◆ GIVEN DATA ◆
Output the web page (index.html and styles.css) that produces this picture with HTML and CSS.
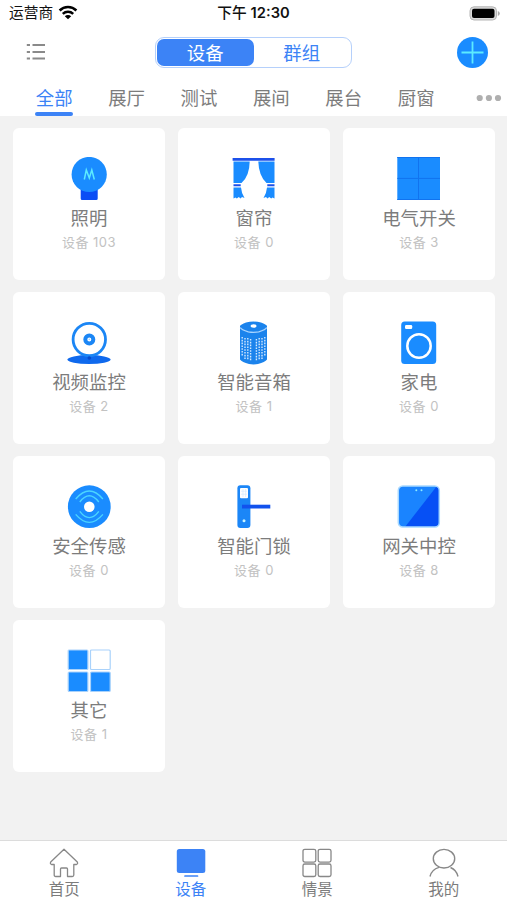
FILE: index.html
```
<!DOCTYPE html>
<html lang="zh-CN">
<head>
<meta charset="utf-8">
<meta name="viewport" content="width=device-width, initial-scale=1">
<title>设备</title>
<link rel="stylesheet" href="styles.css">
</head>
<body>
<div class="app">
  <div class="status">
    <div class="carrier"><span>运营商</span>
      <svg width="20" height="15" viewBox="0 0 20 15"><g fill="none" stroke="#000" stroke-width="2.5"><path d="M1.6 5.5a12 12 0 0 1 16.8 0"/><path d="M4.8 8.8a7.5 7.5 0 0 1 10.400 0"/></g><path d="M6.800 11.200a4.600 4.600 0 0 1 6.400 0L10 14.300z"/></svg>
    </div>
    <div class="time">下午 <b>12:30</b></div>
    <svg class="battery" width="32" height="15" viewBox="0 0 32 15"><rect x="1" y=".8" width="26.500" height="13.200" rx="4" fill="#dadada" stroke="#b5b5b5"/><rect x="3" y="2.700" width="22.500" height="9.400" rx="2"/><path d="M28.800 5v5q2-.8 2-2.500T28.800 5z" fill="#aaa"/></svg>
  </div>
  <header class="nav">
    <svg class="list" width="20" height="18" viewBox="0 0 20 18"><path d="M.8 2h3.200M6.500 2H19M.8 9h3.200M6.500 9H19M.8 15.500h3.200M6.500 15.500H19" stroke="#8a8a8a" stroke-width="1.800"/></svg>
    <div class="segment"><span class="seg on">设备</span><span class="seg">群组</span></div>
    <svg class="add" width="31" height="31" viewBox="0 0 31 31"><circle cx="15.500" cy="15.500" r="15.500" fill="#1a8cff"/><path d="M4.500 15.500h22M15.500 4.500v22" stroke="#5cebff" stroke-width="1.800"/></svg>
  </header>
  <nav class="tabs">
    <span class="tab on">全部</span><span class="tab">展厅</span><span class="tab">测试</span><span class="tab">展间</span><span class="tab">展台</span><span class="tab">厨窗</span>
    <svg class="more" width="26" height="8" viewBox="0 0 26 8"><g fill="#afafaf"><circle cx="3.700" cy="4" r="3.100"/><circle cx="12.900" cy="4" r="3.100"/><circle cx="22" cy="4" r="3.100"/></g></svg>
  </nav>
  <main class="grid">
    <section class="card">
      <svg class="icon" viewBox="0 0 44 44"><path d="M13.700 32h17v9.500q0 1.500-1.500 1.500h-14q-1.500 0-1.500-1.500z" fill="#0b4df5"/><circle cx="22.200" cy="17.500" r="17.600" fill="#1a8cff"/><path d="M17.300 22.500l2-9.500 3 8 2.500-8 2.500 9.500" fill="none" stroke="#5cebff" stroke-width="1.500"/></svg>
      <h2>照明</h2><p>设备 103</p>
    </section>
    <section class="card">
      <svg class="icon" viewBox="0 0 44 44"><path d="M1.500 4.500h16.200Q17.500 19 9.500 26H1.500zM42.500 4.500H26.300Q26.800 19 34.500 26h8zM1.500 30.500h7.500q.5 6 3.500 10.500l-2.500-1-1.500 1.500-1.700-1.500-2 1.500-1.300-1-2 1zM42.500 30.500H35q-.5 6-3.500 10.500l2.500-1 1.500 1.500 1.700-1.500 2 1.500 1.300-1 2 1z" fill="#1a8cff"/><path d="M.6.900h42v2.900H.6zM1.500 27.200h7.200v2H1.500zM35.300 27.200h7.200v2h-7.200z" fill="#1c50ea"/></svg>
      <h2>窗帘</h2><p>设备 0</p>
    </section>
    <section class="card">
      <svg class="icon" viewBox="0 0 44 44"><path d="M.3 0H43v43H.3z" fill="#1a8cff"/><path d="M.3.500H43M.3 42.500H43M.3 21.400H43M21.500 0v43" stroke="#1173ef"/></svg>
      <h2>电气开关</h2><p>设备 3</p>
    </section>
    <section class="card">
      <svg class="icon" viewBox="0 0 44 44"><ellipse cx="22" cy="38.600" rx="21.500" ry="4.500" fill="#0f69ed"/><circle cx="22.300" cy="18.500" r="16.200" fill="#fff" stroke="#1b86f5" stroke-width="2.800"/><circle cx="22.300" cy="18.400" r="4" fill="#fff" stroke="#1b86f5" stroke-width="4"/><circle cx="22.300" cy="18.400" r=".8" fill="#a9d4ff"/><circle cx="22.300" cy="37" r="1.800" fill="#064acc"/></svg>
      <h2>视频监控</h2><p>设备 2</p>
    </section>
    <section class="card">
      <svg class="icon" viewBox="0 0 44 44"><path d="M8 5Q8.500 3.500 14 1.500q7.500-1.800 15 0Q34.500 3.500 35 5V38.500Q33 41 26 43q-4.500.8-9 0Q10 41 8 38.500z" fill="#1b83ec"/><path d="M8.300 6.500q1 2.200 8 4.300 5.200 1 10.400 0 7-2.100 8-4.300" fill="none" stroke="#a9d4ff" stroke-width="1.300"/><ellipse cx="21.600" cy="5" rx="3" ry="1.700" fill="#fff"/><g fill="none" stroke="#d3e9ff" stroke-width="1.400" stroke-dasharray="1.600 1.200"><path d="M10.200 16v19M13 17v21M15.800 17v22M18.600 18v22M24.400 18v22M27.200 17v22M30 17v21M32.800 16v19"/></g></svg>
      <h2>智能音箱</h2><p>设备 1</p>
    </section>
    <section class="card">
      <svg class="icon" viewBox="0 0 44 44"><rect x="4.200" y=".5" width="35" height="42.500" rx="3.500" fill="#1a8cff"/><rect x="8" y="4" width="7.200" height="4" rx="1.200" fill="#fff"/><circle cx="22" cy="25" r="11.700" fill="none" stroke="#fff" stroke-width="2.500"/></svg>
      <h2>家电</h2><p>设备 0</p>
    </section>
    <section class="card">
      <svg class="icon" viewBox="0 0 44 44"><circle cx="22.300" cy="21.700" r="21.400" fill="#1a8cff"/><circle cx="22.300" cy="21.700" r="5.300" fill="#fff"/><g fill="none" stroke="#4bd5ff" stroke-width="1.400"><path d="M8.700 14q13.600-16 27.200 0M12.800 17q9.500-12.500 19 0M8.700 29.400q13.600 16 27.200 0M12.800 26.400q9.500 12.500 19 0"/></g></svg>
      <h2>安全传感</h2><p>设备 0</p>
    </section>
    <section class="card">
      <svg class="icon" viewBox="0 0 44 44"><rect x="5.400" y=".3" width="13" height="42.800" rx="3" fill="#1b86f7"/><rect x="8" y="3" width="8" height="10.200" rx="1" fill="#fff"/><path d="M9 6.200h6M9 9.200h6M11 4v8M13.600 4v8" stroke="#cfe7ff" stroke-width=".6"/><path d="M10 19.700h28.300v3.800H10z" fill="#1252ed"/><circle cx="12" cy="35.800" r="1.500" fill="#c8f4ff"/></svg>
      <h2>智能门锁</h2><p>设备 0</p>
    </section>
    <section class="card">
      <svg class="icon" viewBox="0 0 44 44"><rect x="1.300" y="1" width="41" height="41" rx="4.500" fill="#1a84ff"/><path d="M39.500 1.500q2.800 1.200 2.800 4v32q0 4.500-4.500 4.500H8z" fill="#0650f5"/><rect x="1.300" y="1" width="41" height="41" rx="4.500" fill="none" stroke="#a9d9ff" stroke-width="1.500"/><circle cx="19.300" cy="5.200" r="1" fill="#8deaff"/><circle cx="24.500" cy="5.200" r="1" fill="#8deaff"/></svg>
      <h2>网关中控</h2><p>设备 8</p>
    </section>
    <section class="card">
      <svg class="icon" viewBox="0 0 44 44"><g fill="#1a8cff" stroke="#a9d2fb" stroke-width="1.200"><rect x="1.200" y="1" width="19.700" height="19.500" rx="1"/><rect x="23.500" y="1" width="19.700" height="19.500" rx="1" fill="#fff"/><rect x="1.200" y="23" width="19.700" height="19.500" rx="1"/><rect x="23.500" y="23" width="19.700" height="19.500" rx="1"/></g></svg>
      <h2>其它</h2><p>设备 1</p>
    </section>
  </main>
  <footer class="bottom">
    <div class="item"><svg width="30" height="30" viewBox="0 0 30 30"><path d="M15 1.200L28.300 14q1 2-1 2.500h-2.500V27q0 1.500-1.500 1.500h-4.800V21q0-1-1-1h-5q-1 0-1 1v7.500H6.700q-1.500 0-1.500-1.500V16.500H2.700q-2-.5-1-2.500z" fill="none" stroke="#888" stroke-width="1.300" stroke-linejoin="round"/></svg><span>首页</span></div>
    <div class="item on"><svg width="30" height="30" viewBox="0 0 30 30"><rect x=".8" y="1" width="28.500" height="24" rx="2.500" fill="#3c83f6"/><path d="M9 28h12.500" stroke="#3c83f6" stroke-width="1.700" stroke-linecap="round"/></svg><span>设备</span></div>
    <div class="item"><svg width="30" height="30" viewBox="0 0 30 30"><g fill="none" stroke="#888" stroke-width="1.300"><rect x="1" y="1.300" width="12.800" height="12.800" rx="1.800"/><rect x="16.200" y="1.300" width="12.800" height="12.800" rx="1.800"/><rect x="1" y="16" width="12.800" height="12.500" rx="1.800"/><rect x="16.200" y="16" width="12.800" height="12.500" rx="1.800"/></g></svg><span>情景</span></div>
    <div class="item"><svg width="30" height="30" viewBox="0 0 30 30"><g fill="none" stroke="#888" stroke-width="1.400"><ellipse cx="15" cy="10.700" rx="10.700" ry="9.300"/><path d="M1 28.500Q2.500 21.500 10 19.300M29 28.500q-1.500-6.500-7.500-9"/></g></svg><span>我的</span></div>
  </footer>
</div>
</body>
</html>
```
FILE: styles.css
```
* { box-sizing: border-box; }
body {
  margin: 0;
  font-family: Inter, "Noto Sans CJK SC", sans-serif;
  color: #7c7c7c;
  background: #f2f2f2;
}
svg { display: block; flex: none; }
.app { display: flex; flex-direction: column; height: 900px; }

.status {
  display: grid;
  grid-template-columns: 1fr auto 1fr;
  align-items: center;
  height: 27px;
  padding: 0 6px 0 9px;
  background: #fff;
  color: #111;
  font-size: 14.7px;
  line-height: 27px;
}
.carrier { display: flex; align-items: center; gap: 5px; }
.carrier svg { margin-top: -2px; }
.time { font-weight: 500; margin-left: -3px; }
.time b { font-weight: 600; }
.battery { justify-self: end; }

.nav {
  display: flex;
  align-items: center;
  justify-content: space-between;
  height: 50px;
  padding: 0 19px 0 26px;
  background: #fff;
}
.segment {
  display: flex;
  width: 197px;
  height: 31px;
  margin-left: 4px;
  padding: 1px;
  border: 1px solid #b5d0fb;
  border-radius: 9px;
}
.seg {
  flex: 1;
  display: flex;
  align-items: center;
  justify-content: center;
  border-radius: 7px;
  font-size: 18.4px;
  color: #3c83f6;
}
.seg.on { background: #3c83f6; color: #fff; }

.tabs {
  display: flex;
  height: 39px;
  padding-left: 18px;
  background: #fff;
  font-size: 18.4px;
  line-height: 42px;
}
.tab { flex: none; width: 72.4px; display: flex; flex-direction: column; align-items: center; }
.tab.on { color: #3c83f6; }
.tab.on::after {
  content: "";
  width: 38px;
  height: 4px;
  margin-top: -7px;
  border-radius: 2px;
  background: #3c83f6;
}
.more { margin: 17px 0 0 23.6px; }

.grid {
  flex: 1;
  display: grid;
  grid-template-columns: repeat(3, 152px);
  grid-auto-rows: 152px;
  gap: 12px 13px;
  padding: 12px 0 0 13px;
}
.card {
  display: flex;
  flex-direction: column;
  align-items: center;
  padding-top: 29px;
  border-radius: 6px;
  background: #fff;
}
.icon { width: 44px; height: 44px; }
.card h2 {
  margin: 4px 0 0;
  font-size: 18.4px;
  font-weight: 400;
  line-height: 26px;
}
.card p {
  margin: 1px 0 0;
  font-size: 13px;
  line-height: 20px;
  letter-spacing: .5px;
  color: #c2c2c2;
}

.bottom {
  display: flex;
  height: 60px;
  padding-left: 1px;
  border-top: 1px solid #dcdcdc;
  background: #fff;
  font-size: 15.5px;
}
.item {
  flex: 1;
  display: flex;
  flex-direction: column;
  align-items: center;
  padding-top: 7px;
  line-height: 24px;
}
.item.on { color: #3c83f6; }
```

◆ AIM ◆
Count the lines of the listing above that include the word "styles" and state the total with nothing else.

◆ FINAL RESULT ◆
3